Almost ironically, it turns out a lot more difficult to find multi-architecture images, or to build ARM compatible versions manually, than to setup Kubernetes.
Future
I plan to write a series of follow-up blog posts, that’ll specifically cover some areas in more depth, e.g.:
- Software-based worker nodes powering and cluster auto-scaling;
- Installing and controlling the PWM fan, based on the Raspberry Pis temperatures;
- Installing Pi-Hole on Kubernetes with MetalLB.
There are also a couple of things I still plan to do, like:
- Setting up USB mass storage boot with SSD drives;
- Configuring data backup, using a tool such as Restic.

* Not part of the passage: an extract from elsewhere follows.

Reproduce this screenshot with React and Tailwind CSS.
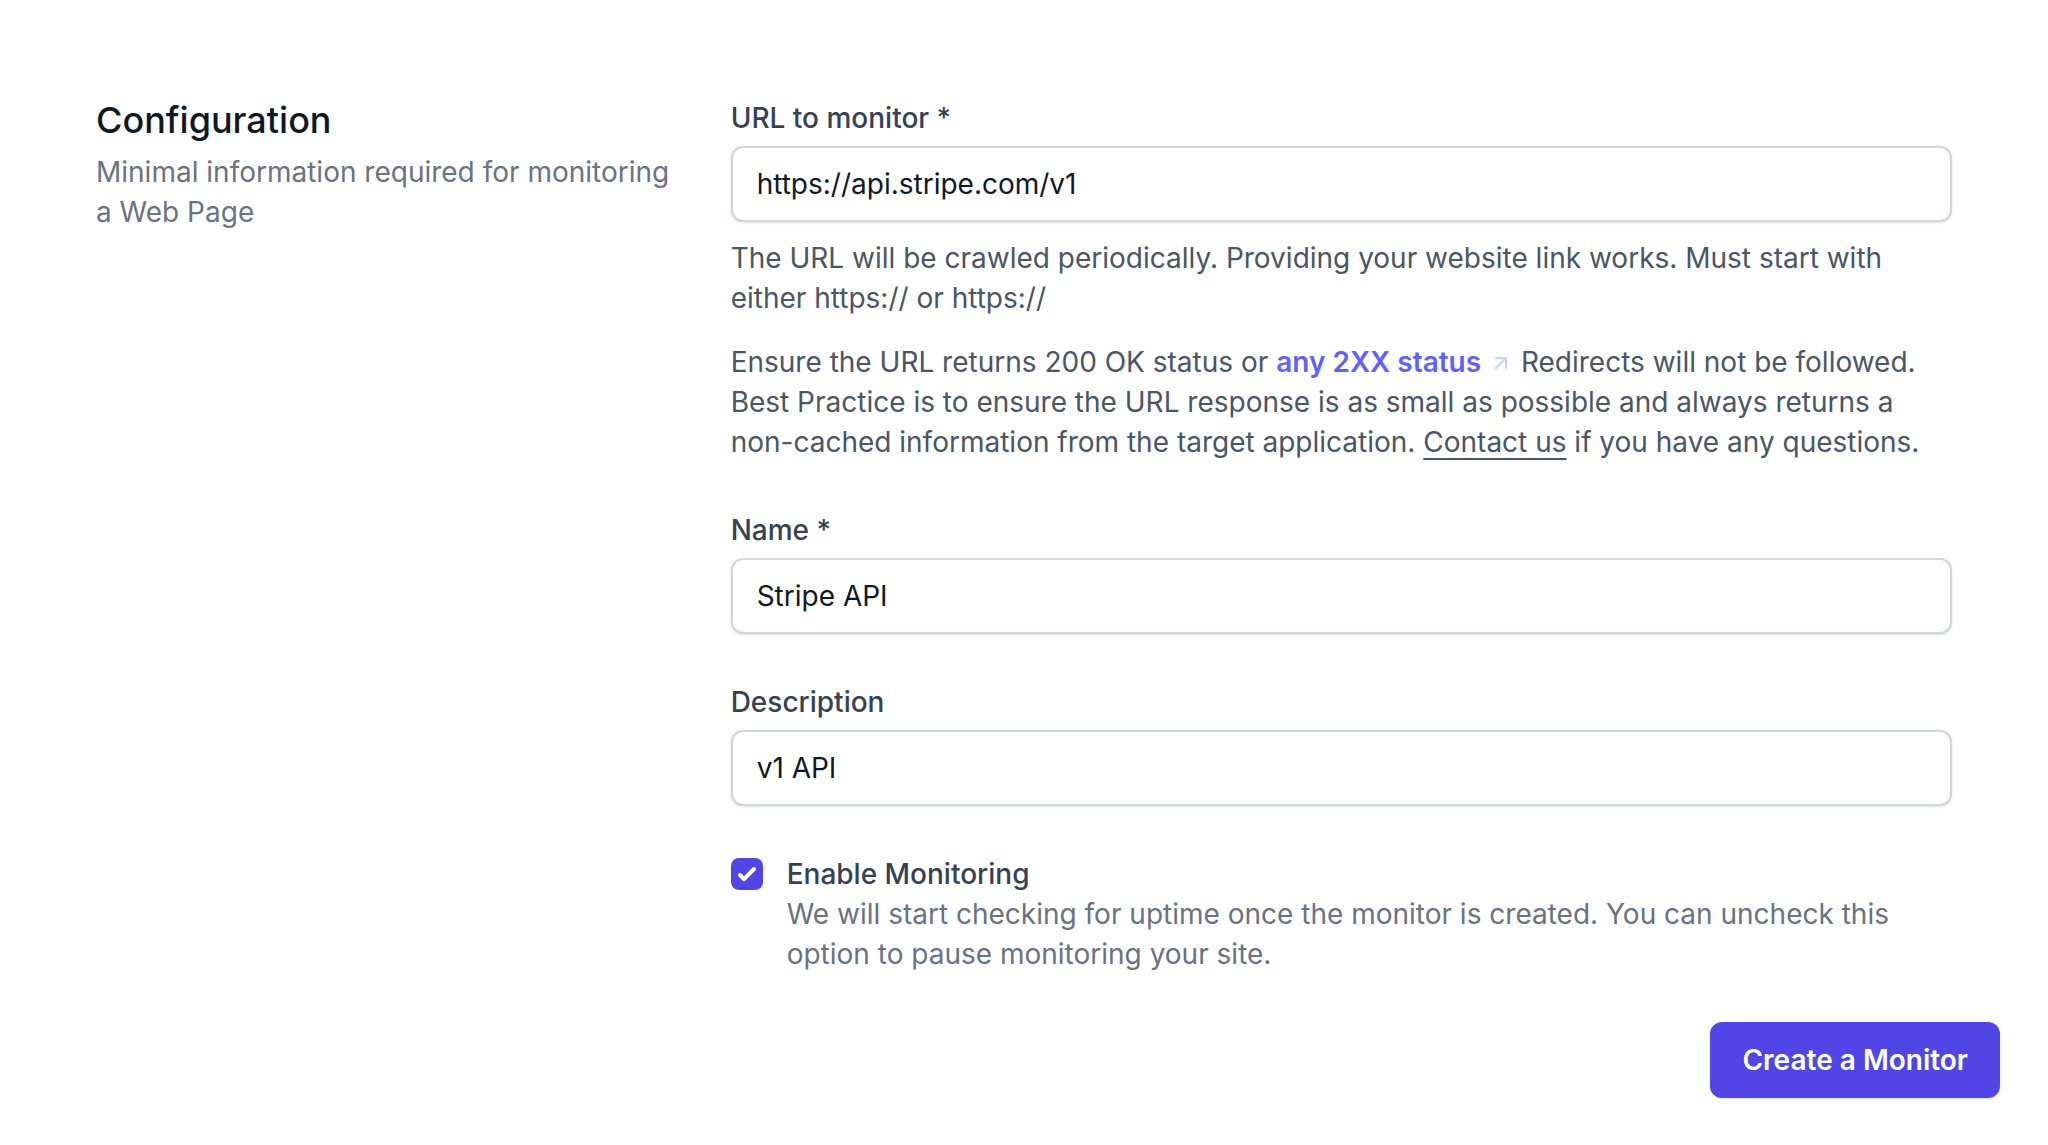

I’m pretty sure I’ve forgotten a large portion of the zillions things I’ve learnt there. As a software engineer, I’m used to breaking things quite inconsequently. Hardware, from my experience, seems far less tolerant to try-and-error cycles.
In general, the more I learn, the more fascinated I become by software and hardware, how human ingenuity has managed to bridge electrical phenomena and programming languages, towards, what looks like, an approximation of the mind control over matter.